-- start of DATASET CONTENT --
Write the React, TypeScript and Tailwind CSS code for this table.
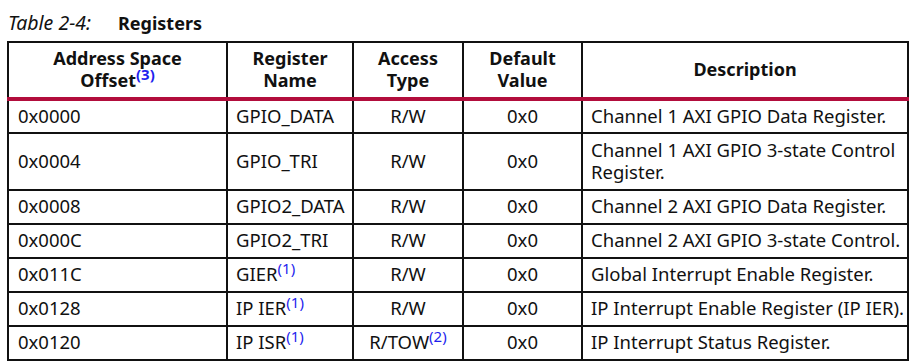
import React from 'react';

type Row = {
  offset: string;
  name: string;
  nameSup?: string;
  access: string;
  accessSup?: string;
  value: string;
  desc: React.ReactNode;
  tall?: boolean;
};

const rows: Row[] = [
  { offset: '0x0000', name: 'GPIO_DATA', access: 'R/W', value: '0x0', desc: 'Channel 1 AXI GPIO Data Register.' },
  {
    offset: '0x0004',
    name: 'GPIO_TRI',
    access: 'R/W',
    value: '0x0',
    desc: (
      <>
        Channel 1 AXI GPIO 3-state Control
        <br />
        Register.
      </>
    ),
    tall: true,
  },
  { offset: '0x0008', name: 'GPIO2_DATA', access: 'R/W', value: '0x0', desc: 'Channel 2 AXI GPIO Data Register.' },
  { offset: '0x000C', name: 'GPIO2_TRI', access: 'R/W', value: '0x0', desc: 'Channel 2 AXI GPIO 3-state Control.' },
  { offset: '0x011C', name: 'GIER', nameSup: '(1)', access: 'R/W', value: '0x0', desc: 'Global Interrupt Enable Register.' },
  { offset: '0x0128', name: 'IP IER', nameSup: '(1)', access: 'R/W', value: '0x0', desc: 'IP Interrupt Enable Register (IP IER).' },
  { offset: '0x0120', name: 'IP ISR', nameSup: '(1)', access: 'R/TOW', accessSup: '(2)', value: '0x0', desc: 'IP Interrupt Status Register.' },
];

const Sup: React.FC<{ children: React.ReactNode; bold?: boolean }> = ({ children, bold }) => (
  <sup className={`text-[15px] leading-none text-[#1f1fee] top-[-0.45em] ${bold ? 'font-bold' : 'font-normal'}`}>{children}</sup>
);

const cell = 'border-2 border-[#111] px-[8px] align-middle';
const head = `${cell} border-b-[4px] border-b-[#b20d3c] pb-[3px]`;

export default function App() {
  return (
    <div className="w-[914px] h-[364px] bg-white text-[#111] font-['Noto_Sans',sans-serif] overflow-hidden">
      <div className="flex items-baseline pl-[8px] pt-[8px] h-[41px]">
        <span className="italic text-[19.5px] w-[110px]">Table 2-4:</span>
        <span className="font-bold text-[18px]">Registers</span>
      </div>
      <table className="ml-[7px] w-[900px] table-fixed border-collapse text-[18.5px] leading-[22px]">
        <colgroup>
          <col className="w-[219px]" />
          <col className="w-[126px]" />
          <col className="w-[110px]" />
          <col className="w-[119px]" />
          <col className="w-[326px]" />
        </colgroup>
        <thead>
          <tr className="h-[57px] font-bold text-center text-[18px]">
            <th className={head}>
              Address Space
              <br />
              Offset<Sup bold>(3)</Sup>
            </th>
            <th className={head}>
              Register
              <br />
              Name
            </th>
            <th className={head}>
              Access
              <br />
              Type
            </th>
            <th className={head}>
              Default
              <br />
              Value
            </th>
            <th className={head}>Description</th>
          </tr>
        </thead>
        <tbody>
          {rows.map((r) => (
            <tr key={r.offset} className={r.tall ? 'h-[57px]' : 'h-[34px]'}>
              <td className={`${cell} pl-[9px] pb-[2px]`}>{r.offset}</td>
              <td className={`${cell} pb-[2px]`}>
                {r.name}
                {r.nameSup && <Sup>{r.nameSup}</Sup>}
              </td>
              <td className={`${cell} text-center pb-[2px]`}>
                {r.access}
                {r.accessSup && <Sup>{r.accessSup}</Sup>}
              </td>
              <td className={`${cell} text-center pb-[2px]`}>{r.value}</td>
              <td className={`${cell} whitespace-nowrap pb-[2px]`}>{r.desc}</td>
            </tr>
          ))}
        </tbody>
      </table>
    </div>
  );
}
-- end of DATASET CONTENT --
## REQUIREMENTS
Track down all lines above with the string "React" and copy them.

## FINISHED TASK
Write the React, TypeScript and Tailwind CSS code for this table.
import React from 'react';
  desc: React.ReactNode;
const Sup: React.FC<{ children: React.ReactNode; bold?: boolean }> = ({ children, bold }) => (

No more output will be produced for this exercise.